#### [WORK TO DO]
Copy exactly the lines from the start of the material through the line with "const ok = <span". Pictures stay out of the copy.

#### [SUPPLIED DATA]
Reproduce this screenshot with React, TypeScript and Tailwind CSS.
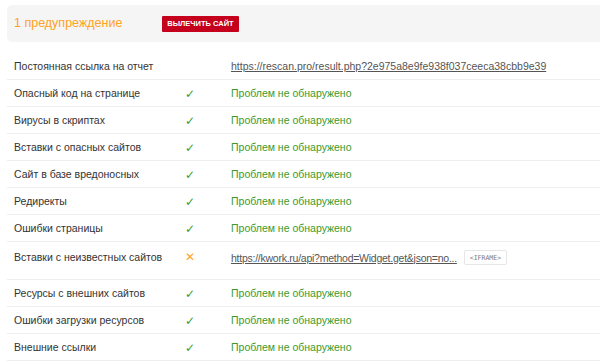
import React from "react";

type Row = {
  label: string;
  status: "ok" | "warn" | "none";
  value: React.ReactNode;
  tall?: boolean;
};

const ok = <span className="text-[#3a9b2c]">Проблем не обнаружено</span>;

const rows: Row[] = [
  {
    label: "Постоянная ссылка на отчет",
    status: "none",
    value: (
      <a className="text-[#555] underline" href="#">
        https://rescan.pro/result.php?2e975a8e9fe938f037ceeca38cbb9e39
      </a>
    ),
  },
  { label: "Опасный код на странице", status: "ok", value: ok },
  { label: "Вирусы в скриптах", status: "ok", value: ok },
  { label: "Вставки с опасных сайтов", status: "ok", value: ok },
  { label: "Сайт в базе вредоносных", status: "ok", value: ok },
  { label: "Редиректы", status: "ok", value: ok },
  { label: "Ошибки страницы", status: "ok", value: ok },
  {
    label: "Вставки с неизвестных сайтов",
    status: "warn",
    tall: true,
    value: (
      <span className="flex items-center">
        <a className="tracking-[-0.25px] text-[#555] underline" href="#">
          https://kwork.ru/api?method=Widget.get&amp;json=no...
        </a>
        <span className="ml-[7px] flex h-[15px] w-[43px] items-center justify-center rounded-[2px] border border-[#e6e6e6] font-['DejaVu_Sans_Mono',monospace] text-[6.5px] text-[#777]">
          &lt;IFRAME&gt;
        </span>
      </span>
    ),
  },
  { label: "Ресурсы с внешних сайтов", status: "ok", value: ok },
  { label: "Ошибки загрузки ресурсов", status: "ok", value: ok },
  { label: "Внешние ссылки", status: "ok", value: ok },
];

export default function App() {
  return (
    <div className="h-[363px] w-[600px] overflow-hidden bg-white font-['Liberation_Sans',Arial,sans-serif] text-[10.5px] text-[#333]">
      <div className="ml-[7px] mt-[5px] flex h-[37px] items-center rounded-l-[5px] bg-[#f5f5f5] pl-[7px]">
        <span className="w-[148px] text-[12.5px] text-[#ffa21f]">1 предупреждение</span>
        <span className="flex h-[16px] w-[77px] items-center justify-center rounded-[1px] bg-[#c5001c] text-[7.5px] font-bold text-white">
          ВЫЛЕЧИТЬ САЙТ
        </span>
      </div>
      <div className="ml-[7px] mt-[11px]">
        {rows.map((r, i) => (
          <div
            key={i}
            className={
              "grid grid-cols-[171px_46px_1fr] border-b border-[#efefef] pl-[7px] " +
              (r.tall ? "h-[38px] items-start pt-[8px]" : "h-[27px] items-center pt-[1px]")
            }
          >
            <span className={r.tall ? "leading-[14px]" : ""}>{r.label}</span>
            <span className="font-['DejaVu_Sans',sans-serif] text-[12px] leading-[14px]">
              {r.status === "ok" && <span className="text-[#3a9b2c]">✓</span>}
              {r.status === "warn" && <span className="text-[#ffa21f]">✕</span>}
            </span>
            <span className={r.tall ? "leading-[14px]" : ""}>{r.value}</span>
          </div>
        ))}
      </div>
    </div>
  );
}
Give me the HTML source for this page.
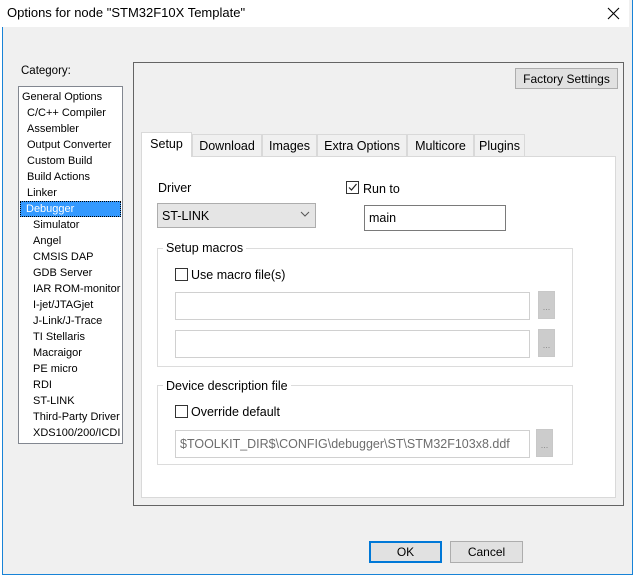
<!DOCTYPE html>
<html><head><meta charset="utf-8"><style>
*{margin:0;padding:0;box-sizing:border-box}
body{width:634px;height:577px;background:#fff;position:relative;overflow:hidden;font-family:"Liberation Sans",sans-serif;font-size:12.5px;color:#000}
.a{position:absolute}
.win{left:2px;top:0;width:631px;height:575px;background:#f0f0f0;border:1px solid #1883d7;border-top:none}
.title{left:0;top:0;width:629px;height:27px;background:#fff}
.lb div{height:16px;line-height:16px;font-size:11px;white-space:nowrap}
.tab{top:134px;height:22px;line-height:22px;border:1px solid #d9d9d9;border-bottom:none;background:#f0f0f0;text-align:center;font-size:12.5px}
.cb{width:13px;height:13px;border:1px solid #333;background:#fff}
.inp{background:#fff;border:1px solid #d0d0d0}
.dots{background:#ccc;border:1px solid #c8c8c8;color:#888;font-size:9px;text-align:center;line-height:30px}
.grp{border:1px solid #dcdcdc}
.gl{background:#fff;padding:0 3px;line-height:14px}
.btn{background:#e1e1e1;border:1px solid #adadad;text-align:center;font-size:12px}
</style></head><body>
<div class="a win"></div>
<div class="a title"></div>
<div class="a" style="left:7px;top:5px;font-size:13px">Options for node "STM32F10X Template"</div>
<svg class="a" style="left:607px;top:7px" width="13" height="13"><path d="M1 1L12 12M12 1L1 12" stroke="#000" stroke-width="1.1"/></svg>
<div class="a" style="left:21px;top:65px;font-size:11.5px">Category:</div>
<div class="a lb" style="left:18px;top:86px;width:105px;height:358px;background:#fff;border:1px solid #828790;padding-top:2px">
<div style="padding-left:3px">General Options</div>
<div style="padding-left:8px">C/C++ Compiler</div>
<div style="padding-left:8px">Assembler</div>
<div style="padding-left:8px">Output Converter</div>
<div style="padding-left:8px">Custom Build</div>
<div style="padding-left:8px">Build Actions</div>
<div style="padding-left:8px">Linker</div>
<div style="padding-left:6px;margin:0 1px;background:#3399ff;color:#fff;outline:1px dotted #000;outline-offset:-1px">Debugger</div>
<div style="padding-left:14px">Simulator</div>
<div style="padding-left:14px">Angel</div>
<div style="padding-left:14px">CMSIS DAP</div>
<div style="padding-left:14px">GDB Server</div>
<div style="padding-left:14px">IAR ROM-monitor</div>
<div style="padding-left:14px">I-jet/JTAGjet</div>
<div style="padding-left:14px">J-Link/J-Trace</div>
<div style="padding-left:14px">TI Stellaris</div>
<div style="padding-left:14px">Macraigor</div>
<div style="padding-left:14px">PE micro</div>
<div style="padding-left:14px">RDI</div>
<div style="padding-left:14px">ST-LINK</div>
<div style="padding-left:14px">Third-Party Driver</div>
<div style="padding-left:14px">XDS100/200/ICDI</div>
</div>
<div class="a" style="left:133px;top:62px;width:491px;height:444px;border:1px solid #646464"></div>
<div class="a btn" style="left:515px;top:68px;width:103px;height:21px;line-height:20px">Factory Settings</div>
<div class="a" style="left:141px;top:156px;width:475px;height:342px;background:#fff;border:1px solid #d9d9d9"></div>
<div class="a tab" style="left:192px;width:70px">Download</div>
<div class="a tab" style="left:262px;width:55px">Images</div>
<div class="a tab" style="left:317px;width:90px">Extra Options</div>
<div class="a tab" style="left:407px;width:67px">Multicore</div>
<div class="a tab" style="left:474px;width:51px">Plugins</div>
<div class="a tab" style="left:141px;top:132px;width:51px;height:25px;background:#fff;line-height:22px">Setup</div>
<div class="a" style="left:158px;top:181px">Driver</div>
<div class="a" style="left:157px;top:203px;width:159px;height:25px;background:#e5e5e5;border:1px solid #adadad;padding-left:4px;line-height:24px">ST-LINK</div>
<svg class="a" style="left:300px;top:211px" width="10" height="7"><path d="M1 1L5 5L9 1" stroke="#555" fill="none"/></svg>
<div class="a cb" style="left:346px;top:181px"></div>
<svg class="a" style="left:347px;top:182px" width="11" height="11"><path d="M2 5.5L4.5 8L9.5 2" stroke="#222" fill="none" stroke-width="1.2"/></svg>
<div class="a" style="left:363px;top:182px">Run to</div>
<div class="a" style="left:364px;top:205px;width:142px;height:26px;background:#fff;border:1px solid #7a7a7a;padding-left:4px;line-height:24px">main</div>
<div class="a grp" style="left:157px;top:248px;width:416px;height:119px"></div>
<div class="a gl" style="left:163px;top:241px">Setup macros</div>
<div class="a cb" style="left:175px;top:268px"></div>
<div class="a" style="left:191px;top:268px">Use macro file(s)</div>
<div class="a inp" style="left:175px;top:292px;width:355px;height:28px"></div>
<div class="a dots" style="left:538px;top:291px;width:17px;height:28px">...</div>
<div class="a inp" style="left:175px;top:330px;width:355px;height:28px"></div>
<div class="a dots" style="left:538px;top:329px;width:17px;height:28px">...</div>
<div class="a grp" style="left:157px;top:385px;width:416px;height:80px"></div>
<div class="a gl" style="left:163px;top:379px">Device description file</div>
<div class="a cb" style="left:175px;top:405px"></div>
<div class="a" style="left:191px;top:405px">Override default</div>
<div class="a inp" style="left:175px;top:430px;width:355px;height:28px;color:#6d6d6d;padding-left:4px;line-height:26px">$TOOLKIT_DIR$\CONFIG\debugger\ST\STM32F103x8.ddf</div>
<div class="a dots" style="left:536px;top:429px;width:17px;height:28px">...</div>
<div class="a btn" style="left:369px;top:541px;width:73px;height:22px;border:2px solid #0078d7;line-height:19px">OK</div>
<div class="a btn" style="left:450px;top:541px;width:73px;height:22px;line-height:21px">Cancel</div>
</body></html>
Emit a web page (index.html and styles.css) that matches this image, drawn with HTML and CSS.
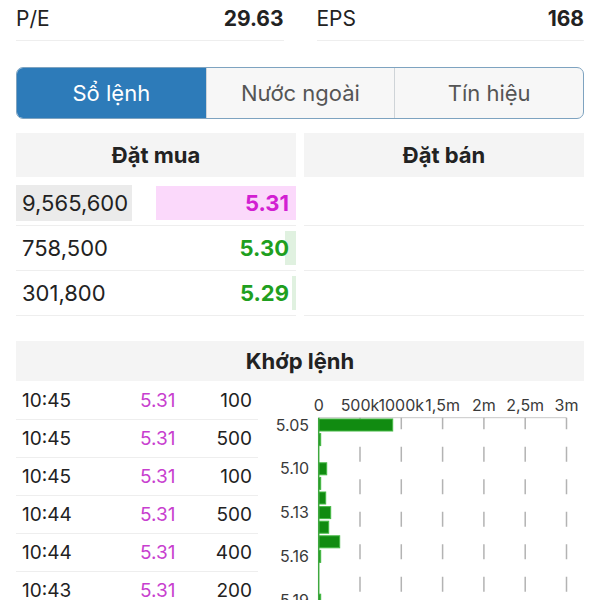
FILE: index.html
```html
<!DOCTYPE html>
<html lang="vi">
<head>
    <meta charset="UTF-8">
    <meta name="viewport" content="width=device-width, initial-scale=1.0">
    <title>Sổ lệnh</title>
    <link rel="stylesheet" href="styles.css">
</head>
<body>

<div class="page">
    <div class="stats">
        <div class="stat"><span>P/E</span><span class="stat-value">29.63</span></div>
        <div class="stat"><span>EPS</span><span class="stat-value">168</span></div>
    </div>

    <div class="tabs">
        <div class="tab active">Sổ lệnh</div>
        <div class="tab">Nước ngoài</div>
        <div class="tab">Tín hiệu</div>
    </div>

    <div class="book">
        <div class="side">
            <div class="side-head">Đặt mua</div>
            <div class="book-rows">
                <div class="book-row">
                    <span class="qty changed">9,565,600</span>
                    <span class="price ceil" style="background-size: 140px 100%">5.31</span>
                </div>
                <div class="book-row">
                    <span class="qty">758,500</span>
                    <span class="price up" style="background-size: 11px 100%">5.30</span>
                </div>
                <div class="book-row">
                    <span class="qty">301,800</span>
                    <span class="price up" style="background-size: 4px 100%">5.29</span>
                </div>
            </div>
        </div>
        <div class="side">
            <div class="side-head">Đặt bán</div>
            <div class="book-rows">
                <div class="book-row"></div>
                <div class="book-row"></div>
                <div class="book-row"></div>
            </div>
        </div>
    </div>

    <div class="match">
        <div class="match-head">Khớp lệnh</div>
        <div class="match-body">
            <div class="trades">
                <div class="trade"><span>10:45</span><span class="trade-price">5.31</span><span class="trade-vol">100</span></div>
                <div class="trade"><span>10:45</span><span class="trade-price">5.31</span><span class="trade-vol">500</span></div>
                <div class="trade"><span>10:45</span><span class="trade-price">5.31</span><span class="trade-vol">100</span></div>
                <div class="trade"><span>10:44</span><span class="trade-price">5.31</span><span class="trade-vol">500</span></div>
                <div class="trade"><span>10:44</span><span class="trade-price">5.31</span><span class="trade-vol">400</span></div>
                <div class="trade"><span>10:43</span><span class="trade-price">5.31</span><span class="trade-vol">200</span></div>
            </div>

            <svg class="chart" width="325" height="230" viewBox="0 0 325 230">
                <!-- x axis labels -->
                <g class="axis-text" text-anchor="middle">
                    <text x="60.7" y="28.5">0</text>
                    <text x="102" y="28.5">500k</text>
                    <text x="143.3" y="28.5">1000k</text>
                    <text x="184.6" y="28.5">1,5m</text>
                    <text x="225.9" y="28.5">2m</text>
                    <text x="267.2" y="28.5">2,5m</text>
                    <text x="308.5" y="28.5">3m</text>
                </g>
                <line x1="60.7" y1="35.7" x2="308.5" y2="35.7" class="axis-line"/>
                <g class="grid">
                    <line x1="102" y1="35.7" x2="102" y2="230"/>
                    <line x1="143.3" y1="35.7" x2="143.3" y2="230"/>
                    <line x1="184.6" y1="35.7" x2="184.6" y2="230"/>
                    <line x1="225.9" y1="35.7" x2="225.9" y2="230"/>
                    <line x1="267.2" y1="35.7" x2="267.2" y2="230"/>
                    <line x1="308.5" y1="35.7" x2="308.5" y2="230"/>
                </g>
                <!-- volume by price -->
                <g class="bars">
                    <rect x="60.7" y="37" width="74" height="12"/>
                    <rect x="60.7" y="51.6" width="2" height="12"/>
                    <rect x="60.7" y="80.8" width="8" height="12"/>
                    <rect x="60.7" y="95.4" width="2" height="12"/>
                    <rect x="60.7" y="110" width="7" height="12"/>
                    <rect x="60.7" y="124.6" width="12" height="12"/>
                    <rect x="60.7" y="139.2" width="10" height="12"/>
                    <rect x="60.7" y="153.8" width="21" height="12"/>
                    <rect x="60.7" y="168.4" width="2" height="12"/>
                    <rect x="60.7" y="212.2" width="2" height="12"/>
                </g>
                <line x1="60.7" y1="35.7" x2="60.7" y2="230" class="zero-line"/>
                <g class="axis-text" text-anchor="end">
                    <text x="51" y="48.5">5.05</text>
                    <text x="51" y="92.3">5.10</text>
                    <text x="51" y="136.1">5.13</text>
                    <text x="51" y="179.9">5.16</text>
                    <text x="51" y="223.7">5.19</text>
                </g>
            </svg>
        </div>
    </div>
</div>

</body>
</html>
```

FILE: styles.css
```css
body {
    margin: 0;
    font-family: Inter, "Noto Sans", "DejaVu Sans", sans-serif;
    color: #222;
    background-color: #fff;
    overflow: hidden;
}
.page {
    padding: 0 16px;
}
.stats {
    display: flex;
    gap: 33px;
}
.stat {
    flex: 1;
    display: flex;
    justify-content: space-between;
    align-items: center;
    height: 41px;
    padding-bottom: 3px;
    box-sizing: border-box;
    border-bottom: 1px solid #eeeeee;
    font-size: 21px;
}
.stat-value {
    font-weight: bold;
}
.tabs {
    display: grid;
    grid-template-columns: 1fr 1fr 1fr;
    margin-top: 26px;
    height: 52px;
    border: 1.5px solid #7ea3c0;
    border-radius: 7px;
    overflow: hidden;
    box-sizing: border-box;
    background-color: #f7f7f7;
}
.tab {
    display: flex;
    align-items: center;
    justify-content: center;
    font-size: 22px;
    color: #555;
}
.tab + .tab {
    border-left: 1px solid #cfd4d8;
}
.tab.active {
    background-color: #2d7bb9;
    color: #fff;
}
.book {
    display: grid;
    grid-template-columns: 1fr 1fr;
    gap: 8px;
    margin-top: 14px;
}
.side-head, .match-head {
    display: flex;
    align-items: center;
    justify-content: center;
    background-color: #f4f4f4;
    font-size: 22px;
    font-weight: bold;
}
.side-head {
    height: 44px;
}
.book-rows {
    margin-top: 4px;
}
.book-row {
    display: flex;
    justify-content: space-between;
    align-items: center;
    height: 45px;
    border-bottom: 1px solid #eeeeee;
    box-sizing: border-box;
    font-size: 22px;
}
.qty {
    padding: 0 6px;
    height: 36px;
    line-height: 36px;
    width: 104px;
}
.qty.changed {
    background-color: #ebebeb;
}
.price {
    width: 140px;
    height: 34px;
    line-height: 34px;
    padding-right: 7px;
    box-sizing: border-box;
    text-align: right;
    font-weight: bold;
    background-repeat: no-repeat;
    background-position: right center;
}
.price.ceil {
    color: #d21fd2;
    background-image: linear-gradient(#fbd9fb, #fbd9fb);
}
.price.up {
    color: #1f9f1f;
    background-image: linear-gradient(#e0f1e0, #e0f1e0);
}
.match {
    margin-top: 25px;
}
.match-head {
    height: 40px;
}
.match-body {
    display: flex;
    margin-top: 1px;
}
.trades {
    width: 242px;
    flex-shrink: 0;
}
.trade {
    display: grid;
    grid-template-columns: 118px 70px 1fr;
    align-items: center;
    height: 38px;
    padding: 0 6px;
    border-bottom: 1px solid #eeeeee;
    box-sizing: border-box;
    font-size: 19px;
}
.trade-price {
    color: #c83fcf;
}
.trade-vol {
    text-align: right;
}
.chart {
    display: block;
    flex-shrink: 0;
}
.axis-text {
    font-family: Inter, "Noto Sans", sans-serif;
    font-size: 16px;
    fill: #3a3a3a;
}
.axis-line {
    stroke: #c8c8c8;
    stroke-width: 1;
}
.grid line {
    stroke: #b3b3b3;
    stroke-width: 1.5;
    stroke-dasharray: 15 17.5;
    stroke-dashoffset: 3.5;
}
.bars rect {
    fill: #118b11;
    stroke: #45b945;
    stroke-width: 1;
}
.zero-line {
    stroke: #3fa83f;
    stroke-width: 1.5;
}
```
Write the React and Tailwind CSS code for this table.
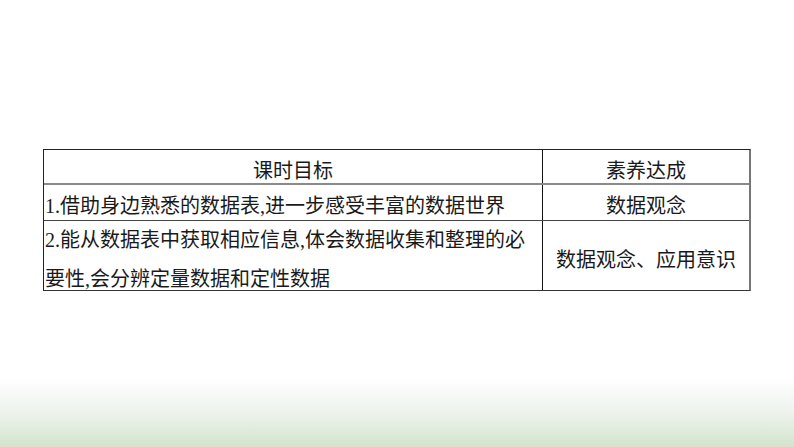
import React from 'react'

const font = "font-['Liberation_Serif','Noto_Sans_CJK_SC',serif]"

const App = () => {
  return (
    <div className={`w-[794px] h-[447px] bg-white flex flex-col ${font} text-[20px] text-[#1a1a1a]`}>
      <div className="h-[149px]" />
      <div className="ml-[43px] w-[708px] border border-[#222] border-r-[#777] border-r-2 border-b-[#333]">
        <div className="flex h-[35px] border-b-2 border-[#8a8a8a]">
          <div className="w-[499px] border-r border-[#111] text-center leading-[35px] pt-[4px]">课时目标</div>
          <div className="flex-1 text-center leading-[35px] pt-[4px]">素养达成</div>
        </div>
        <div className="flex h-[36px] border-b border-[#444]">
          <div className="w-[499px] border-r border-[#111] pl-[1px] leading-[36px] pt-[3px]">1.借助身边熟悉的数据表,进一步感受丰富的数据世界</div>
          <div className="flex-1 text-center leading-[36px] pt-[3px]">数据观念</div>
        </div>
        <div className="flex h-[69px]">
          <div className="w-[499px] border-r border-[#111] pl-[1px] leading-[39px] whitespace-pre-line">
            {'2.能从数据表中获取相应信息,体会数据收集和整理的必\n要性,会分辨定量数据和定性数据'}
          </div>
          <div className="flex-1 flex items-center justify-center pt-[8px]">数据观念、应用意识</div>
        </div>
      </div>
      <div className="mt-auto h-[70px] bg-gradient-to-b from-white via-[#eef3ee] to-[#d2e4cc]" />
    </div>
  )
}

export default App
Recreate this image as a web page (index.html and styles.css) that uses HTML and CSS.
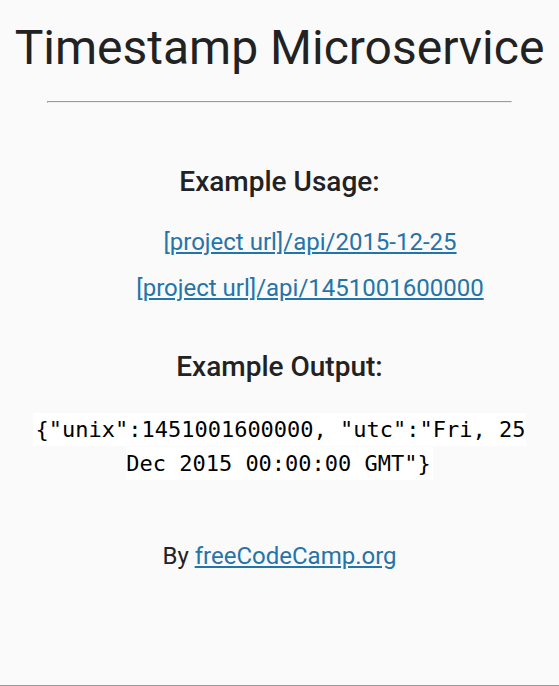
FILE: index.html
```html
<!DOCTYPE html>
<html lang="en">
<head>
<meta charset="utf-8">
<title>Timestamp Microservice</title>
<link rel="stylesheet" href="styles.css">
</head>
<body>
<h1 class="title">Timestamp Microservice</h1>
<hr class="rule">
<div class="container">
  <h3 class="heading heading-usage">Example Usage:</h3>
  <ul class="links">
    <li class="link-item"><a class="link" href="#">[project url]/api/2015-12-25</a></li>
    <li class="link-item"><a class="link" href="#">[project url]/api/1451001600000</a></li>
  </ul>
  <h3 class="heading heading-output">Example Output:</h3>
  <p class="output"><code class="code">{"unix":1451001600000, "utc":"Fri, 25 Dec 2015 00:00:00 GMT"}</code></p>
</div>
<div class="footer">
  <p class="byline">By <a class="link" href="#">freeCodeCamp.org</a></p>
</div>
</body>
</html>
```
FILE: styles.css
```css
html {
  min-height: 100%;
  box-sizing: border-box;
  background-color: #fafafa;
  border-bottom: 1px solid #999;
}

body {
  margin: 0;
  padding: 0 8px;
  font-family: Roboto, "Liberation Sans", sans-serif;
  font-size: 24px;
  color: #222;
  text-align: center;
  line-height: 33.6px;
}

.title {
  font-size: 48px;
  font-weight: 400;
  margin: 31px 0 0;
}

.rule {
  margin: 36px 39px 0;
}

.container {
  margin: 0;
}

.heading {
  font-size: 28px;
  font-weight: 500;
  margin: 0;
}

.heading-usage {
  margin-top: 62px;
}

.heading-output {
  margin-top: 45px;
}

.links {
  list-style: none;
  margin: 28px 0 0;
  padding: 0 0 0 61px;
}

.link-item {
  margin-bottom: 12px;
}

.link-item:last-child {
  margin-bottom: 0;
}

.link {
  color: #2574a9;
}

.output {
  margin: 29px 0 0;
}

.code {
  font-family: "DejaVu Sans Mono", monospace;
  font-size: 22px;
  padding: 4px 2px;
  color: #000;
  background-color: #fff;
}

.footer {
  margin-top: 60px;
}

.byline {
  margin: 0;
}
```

#### [TASK SOLUTION]
Reproduce this screenshot with React, TypeScript and Tailwind CSS.
import React from "react";

type Row = {
  label: string;
  status: "ok" | "warn" | "none";
  value: React.ReactNode;
  tall?: boolean;
};

const ok = <span className="text-[#3a9b2c]">Проблем не обнаружено</span>;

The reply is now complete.